The lack of women in leadership roles in orchestras — the principal players in each section can earn much more than their colleagues — has also drawn criticism. The vast majority of principal positions still go to men, and the conducting field is overwhelmingly male: Only one of the 25 largest ensembles in the United States is led by a woman, the Atlanta Symphony Orchestra, whose new music director is Nathalie Stutzmann.

Michelle Rofrano, a conductor who is a founder of Protestra, an orchestra and advocacy group focused on social justice, said that more needs to be done to ensure that women rise to leadership roles.

“Diversity shouldn’t be just a box to check; it requires mentorship and support,” she said. “We’re missing out on perspectives and an array of people who bring their unique talent.”
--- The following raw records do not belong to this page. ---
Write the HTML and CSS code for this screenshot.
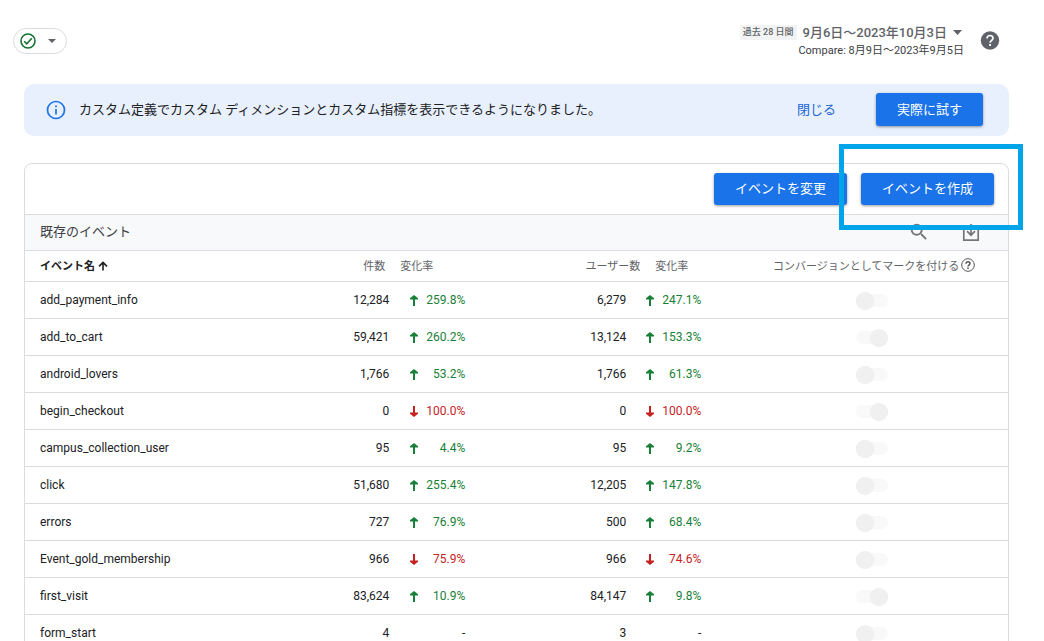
FILE: index.html
```
<!DOCTYPE html>
<html lang="ja">
<head>
<meta charset="utf-8">
<meta name="viewport" content="width=device-width, initial-scale=1">
<title>イベント</title>
<link rel="stylesheet" href="styles.css">
</head>
<body>
<svg class="sprite" aria-hidden="true">
  <symbol id="up" viewBox="0 0 10 12"><path d="M4 12V5.500H1V4.300L5 1l4 3.300v1.200H6V12z" fill="currentColor"/></symbol>
  <symbol id="down" viewBox="0 0 10 12"><path d="M4 1v6.500H1v1.200L5 12l4-3.300V7.500H6V1z" fill="currentColor"/></symbol>
</svg>
<header class="topbar">
  <button class="status" type="button" aria-label="ステータス">
    <svg width="18" height="18" viewBox="0 0 18 18" fill="none" stroke="#137333" stroke-width="1.600"><circle cx="9" cy="9" r="7"/><path d="M5.200 9.200 7.800 11.800l5-5.600"/></svg>
    <svg width="8" height="4" viewBox="0 0 8 4"><path d="M0 0h8L4 4z" fill="#5f6368"/></svg>
  </button>
  <div class="dates">
    <button class="range" type="button">
      <span class="badge">過去 28 日間</span>
      <span>9月6日～2023年10月3日</span>
      <svg width="9" height="5" viewBox="0 0 9 5"><path d="M0 0h9L4.500 5z" fill="#5f6368"/></svg>
    </button>
    <div class="compare">Compare: 8月9日～2023年9月5日</div>
  </div>
  <button class="icon-button" type="button" aria-label="ヘルプ">
    <svg width="20" height="20" viewBox="0 0 20 20"><circle cx="10" cy="9.500" r="9.200" fill="#5f6368"/><path d="M7 7.500c0-1.800 1.300-3 3-3s3 1.100 3 2.700c0 2-2.900 2.300-2.900 4.500" fill="none" stroke="#fff" stroke-width="1.700"/><path d="M9.200 13.100H11v1.800H9.200z" fill="#fff"/></svg>
  </button>
</header>
<main class="content">
  <section class="banner">
    <svg width="20" height="20" viewBox="0 0 20 20" fill="none" stroke="#1a73e8" stroke-width="1.700"><circle cx="10" cy="10" r="8.500"/><path d="M10 9v5.500M10 5.500v1.800"/></svg>
    <p class="message">カスタム定義でカスタム ディメンションとカスタム指標を表示できるようになりました。</p>
    <button class="text-button" type="button">閉じる</button>
    <button class="primary" type="button">実際に試す</button>
  </section>
  <section class="card">
    <div class="actions">
      <button class="primary wide" type="button">イベントを変更</button>
      <button class="primary wide" type="button">イベントを作成</button>
    </div>
    <div class="section-head">
      <h2>既存のイベント</h2>
      <button class="icon-button" type="button" aria-label="検索"><svg width="22" height="22" viewBox="0 0 24 24" fill="#757575"><path d="M15.500 14h-.79l-.28-.27A6.470 6.470 0 0 0 16 9.500 6.500 6.500 0 1 0 9.500 16c1.610 0 3.090-.59 4.230-1.570l.27.28v.79l5 4.990L20.490 19zm-6 0a4.500 4.500 0 1 1 0-9 4.500 4.500 0 0 1 0 9z"/></svg></button>
      <button class="icon-button" type="button" aria-label="ダウンロード"><svg width="22" height="22" viewBox="0 0 22 22" fill="none" stroke="#757575" stroke-width="1.700"><path d="M6 5.800H3.800v13.400h14.400V5.800H16M11 3v11M7 10.200l4 4 4-4"/></svg></button>
    </div>
    <table class="events">
      <colgroup><col class="c-name"><col class="c-count"><col class="c-change"><col class="c-users"><col class="c-change2"><col></colgroup>
      <thead>
        <tr>
          <th class="name">イベント名 <svg width="10" height="10" viewBox="0 0 10 10" fill="none" stroke="currentColor" stroke-width="1.600"><path d="M5 9.500V1.500M1 5.400 5 1.400l4 4"/></svg></th>
          <th class="count">件数</th><th class="change">変化率</th>
          <th class="users">ユーザー数</th><th class="change second">変化率</th>
          <th class="mark"><span class="mark-label">コンバージョンとしてマークを付ける <svg width="14" height="14" viewBox="0 0 14 14" fill="none" stroke="#555"><circle cx="7" cy="7" r="6.300"/><path d="M5 5.800C5 4.500 5.800 3.800 7 3.800s2 .7 2 1.800c0 1.400-2 1.500-2 3M7 9.500v1.500" stroke-width="1.500"/></svg></span></th>
        </tr>
      </thead>
      <tbody>
        <tr><td class="name">add_payment_info</td><td class="count">12,284</td><td class="change"><span class="delta up"><svg><use href="#up"/></svg>259.8%</span></td><td class="users">6,279</td><td class="change"><span class="delta up"><svg><use href="#up"/></svg>247.1%</span></td><td class="mark"><input class="switch" type="checkbox" aria-label="add_payment_info" disabled></td></tr>
        <tr><td class="name">add_to_cart</td><td class="count">59,421</td><td class="change"><span class="delta up"><svg><use href="#up"/></svg>260.2%</span></td><td class="users">13,124</td><td class="change"><span class="delta up"><svg><use href="#up"/></svg>153.3%</span></td><td class="mark"><input class="switch" type="checkbox" aria-label="add_to_cart" checked disabled></td></tr>
        <tr><td class="name">android_lovers</td><td class="count">1,766</td><td class="change"><span class="delta up"><svg><use href="#up"/></svg>53.2%</span></td><td class="users">1,766</td><td class="change"><span class="delta up"><svg><use href="#up"/></svg>61.3%</span></td><td class="mark"><input class="switch" type="checkbox" aria-label="android_lovers" disabled></td></tr>
        <tr><td class="name">begin_checkout</td><td class="count">0</td><td class="change"><span class="delta down"><svg><use href="#down"/></svg>100.0%</span></td><td class="users">0</td><td class="change"><span class="delta down"><svg><use href="#down"/></svg>100.0%</span></td><td class="mark"><input class="switch" type="checkbox" aria-label="begin_checkout" checked disabled></td></tr>
        <tr><td class="name">campus_collection_user</td><td class="count">95</td><td class="change"><span class="delta up"><svg><use href="#up"/></svg>4.4%</span></td><td class="users">95</td><td class="change"><span class="delta up"><svg><use href="#up"/></svg>9.2%</span></td><td class="mark"><input class="switch" type="checkbox" aria-label="campus_collection_user" disabled></td></tr>
        <tr><td class="name">click</td><td class="count">51,680</td><td class="change"><span class="delta up"><svg><use href="#up"/></svg>255.4%</span></td><td class="users">12,205</td><td class="change"><span class="delta up"><svg><use href="#up"/></svg>147.8%</span></td><td class="mark"><input class="switch" type="checkbox" aria-label="click" disabled></td></tr>
        <tr><td class="name">errors</td><td class="count">727</td><td class="change"><span class="delta up"><svg><use href="#up"/></svg>76.9%</span></td><td class="users">500</td><td class="change"><span class="delta up"><svg><use href="#up"/></svg>68.4%</span></td><td class="mark"><input class="switch" type="checkbox" aria-label="errors" disabled></td></tr>
        <tr><td class="name">Event_gold_membership</td><td class="count">966</td><td class="change"><span class="delta down"><svg><use href="#down"/></svg>75.9%</span></td><td class="users">966</td><td class="change"><span class="delta down"><svg><use href="#down"/></svg>74.6%</span></td><td class="mark"><input class="switch" type="checkbox" aria-label="Event_gold_membership" disabled></td></tr>
        <tr><td class="name">first_visit</td><td class="count">83,624</td><td class="change"><span class="delta up"><svg><use href="#up"/></svg>10.9%</span></td><td class="users">84,147</td><td class="change"><span class="delta up"><svg><use href="#up"/></svg>9.8%</span></td><td class="mark"><input class="switch" type="checkbox" aria-label="first_visit" checked disabled></td></tr>
        <tr><td class="name">form_start</td><td class="count">4</td><td class="change">-</td><td class="users">3</td><td class="change">-</td><td class="mark"><input class="switch" type="checkbox" aria-label="form_start" disabled></td></tr>
      </tbody>
    </table>
    <div class="highlight"></div>
  </section>
</main>
</body>
</html>
```
FILE: styles.css
```
* {
  box-sizing: border-box;
}

body {
  margin: 0;
  background: #fff;
  color: #202124;
  font-family: Roboto, "Noto Sans CJK JP", sans-serif;
  font-size: 12px;
}

button {
  margin: 0;
  padding: 0;
  border: 0;
  background: none;
  color: inherit;
  font: inherit;
  cursor: pointer;
}

svg {
  flex: none;
}

.sprite {
  display: none;
}

.topbar {
  display: flex;
  align-items: center;
  padding: 23px 44px 25px 13px;
}

.status {
  display: flex;
  align-items: center;
  gap: 11px;
  padding: 3px 10px 3px 5px;
  border: 1px solid #dadce0;
  border-radius: 13px;
}

.dates {
  display: flex;
  flex-direction: column;
  align-items: flex-end;
  margin-left: auto;
  margin-right: 16px;
}

.range {
  display: flex;
  align-items: center;
  gap: 6px;
  padding-right: 2px;
  color: #5f6368;
  font-size: 13px;
  font-weight: 500;
  line-height: 19px;
}

.badge {
  padding: 0 3px;
  background: #f1f3f4;
  font-size: 9px;
  line-height: 15px;
}

.compare {
  color: #3c4043;
  font-size: 11px;
  line-height: 17px;
}

.icon-button {
  display: flex;
}

.content {
  padding: 0 35px 0 24px;
}

.banner {
  display: flex;
  align-items: center;
  padding: 9px 26px 10px 22px;
  border-radius: 10px;
  background: #e8f0fe;
}

.message {
  flex: 1;
  margin: 0 0 0 13px;
  padding-bottom: 3px;
  font-size: 13px;
}

.text-button {
  margin-right: 40px;
  padding-bottom: 3px;
  color: #1967d2;
  font-size: 13px;
}

.primary {
  padding: 0 21px;
  border-radius: 3px;
  background: #1a73e8;
  box-shadow: 0 1px 3px rgba(0, 0, 0, 0.4);
  color: #fff;
  font-size: 13px;
  line-height: 33px;
}

.wide {
  line-height: 32px;
}

.card {
  position: relative;
  margin-top: 27px;
  border: 1px solid #dadce0;
  border-radius: 8px 8px 0 0;
}

.actions {
  display: flex;
  justify-content: flex-end;
  gap: 14px;
  padding: 9px 14px;
}

.section-head {
  display: flex;
  align-items: center;
  gap: 30px;
  padding: 5px 26px 7px 15px;
  border-top: 1px solid #dadce0;
  border-bottom: 1px solid #dadce0;
  background: #f8f9fb;
}

.section-head h2 {
  flex: 1;
  margin: 0;
  color: #3c4043;
  font-size: 13px;
  font-weight: 400;
  line-height: 23px;
}

.events {
  width: 100%;
  table-layout: fixed;
  border-collapse: separate;
  border-spacing: 0;
}

.c-name { width: 28%; }
.c-count { width: 93px; }
.c-change { width: 87px; }
.c-users { width: 161px; }
.c-change2 { width: 75px; }

.events th,
.events td {
  height: 37px;
  padding: 0;
  border-bottom: 1px solid #dadce0;
  text-align: right;
  white-space: nowrap;
}

.events th {
  height: 31px;
  padding-bottom: 2px;
  color: #5f6368;
  font-size: 11px;
  font-weight: 400;
}

.events .name {
  padding-left: 15px;
  text-align: left;
}

.events th.name {
  color: #202124;
  font-weight: 700;
}

th.name svg {
  vertical-align: -1px;
}

.events th.count { padding-right: 8px; }
.events td.count { padding-right: 4px; }
.events th.users { padding-right: 1px; }
.events td.users { padding-right: 15px; }
.events td.change { padding-right: 15px; }

.events th.change {
  padding-left: 7px;
  text-align: left;
}

.events th.second {
  padding-left: 14px;
}

.events .mark {
  padding-left: 20px;
  text-align: center;
}

.events th.mark {
  padding-left: 24px;
}

.mark-label {
  display: inline-flex;
  align-items: center;
  gap: 2px;
}

.delta {
  display: inline-flex;
  align-items: center;
  justify-content: space-between;
  width: 56px;
  line-height: 14px;
  vertical-align: middle;
}

.delta svg {
  width: 10px;
  height: 12px;
}

.up { color: #188038; }
.down { color: #c5221f; }

.switch {
  display: inline-flex;
  align-items: center;
  width: 32px;
  height: 13px;
  margin: 0;
  border-radius: 7px;
  background: #f9f9f9;
  vertical-align: middle;
  appearance: none;
}

.switch::before {
  content: "";
  flex: none;
  width: 18px;
  height: 18px;
  border-radius: 50%;
  background: #f0f0f0;
  box-shadow: 0 0 1px rgba(0, 0, 0, 0.06);
}

.switch:checked {
  justify-content: flex-end;
}

/* Callout frame drawn over the create button */
.highlight {
  position: absolute;
  top: -20px;
  right: -15px;
  width: 184px;
  height: 86px;
  border: 5px solid #00a4e8;
  pointer-events: none;
}
```
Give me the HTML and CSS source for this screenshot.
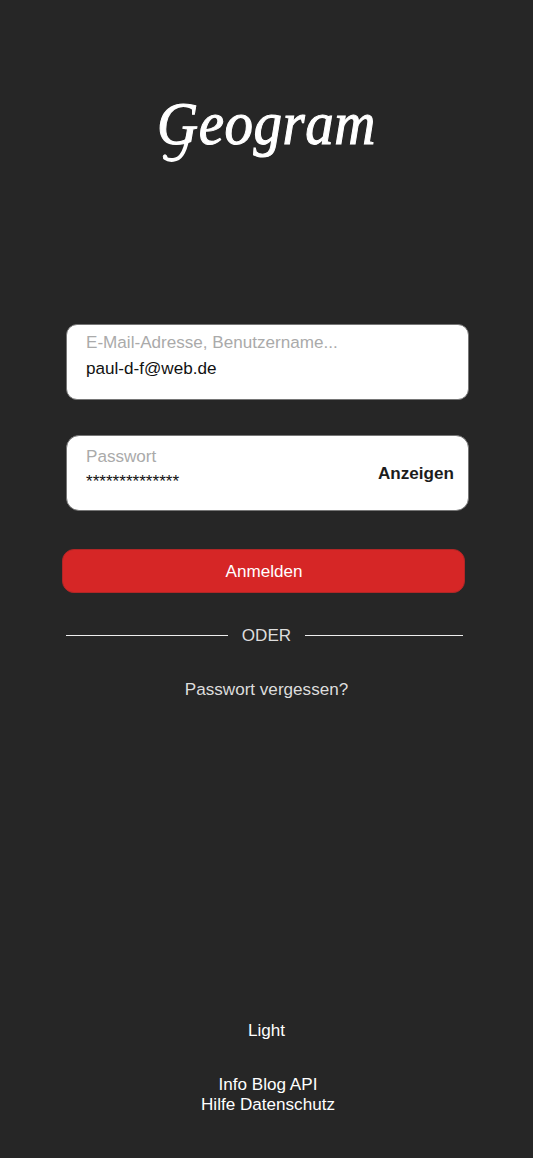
FILE: index.html
```html
<!DOCTYPE html>
<html lang="de">
<head>
<meta charset="utf-8">
<title>Geogram</title>
<link rel="stylesheet" href="styles.css">
</head>
<body>
<main class="login">
  <h1 class="logo"><span class="word">Geogram</span>
    <svg class="swash" width="40" height="40" viewBox="0 0 40 40" fill="none" stroke="#fff" stroke-linecap="round">
      <path d="M31 14C29.500 22 28.500 28 24.500 33C20.500 39 12 39 8 36" stroke-width="3.800"/>
      <circle cx="8" cy="34.500" r="1.700" fill="#fff"/>
    </svg>
  </h1>
  <form class="form">
    <div class="field">
      <div class="entry">
        <span class="label">E-Mail-Adresse, Benutzername...</span>
        <span class="value">paul-d-f@web.de</span>
      </div>
    </div>
    <div class="field password">
      <div class="entry">
        <span class="label">Passwort</span>
        <span class="value">**************</span>
      </div>
      <strong class="show">Anzeigen</strong>
    </div>
    <button class="submit" type="button">Anmelden</button>
    <div class="divider"><span class="line"></span><span class="or">ODER</span><span class="line right"></span></div>
    <a class="forgot">Passwort vergessen?</a>
  </form>
  <footer class="footer">
    <a class="theme">Light</a>
    <nav class="links">Info Blog API<br>Hilfe Datenschutz</nav>
  </footer>
</main>
</body>
</html>
```
FILE: styles.css
```css
* { box-sizing: border-box; }
body {
  margin: 0;
  background: #262626;
  color: #fff;
  font: 17.1px/20px "Liberation Sans", Arial, sans-serif;
}
.login {
  height: 1158px;
  display: flex;
  flex-direction: column;
  align-items: center;
}
.logo {
  position: relative;
  margin: 88px 0 0;
  height: 82px;
  width: 219px;
  font: italic 400 57px/72px "Monotype Corsiva", "Liberation Serif", serif;
  letter-spacing: 0.5px;
  white-space: nowrap;
}
.word {
  display: block;
  transform: scaleY(1.07);
  -webkit-text-stroke: 1px #fff;
}
/* Descending tail of the capital G */
.swash {
  position: absolute;
  left: 0;
  top: 34px;
}
.form {
  width: 403px;
  margin: 154px 0 0 2px;
  display: flex;
  flex-direction: column;
}
.field {
  height: 76px;
  border: 1px solid #767676;
  border-radius: 11px;
  background: #fff;
  padding: 8px 14px 0 19px;
  display: flex;
  justify-content: space-between;
}
.entry {
  display: flex;
  flex-direction: column;
  gap: 6px;
}
.label { color: #aaa; }
.value { color: #111; }
.password {
  margin-top: 35px;
  padding-top: 11px;
  border-radius: 13px;
}
.password .entry { gap: 5px; }
.show {
  margin-top: 17px;
  color: #1c1c1c;
}
.submit {
  width: 403px;
  height: 44px;
  margin: 38px 0 0 -4.5px;
  padding: 2px 0 0 2px;
  border: 1px solid #b02626;
  border-radius: 12px;
  background: #d62626;
  color: #fff;
  font: inherit;
}
.divider {
  margin-top: 33px;
  width: 397px;
  display: flex;
  align-items: center;
  color: #ddd;
}
.line {
  width: 162px;
  height: 1px;
  margin-bottom: 1px;
  background: #eee;
}
.or {
  flex: 1;
  text-align: center;
}
.right { width: 158px; }
.forgot {
  margin: 34px 2px 0 0;
  text-align: center;
  color: #ddd;
}
.footer {
  margin-top: 321px;
  text-align: center;
}
.theme {
  display: block;
}
.links { margin: 34px 0 0 3px; }
```
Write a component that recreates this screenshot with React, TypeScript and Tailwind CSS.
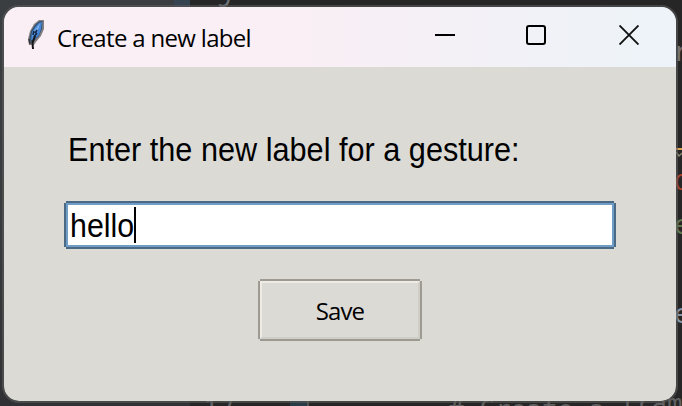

The Philharmonic has sought to play a role in promoting change, including by hiring more women as guest conductors in recent years and by commissioning works from 19 female composers to honor the centennial of the 19th Amendment, which barred states from denying women the right to vote (one of the works it commissioned, “Stride,” by Tania León, won the Pulitzer Prize). Some of its players have privately urged the Philharmonic’s leaders to select a woman to replace the orchestra’s departing music director, Jaap van Zweden, who is set to step down in 2024.

After spending decades in an industry in which men have been so dominant, some Philharmonic members say they are still getting used to the sight of so many women onstage.

This fall, as the orchestra celebrates its remodeled home and the Philharmonic makes history with its female majority, some feel that a new chapter has begun.

Sylar said she was struck by the artistry of the women who have recently joined the ensemble.

“I’m not saying I want this to be an all-women orchestra either,” she said. “It just nice to see that women are being recognized for their talent.”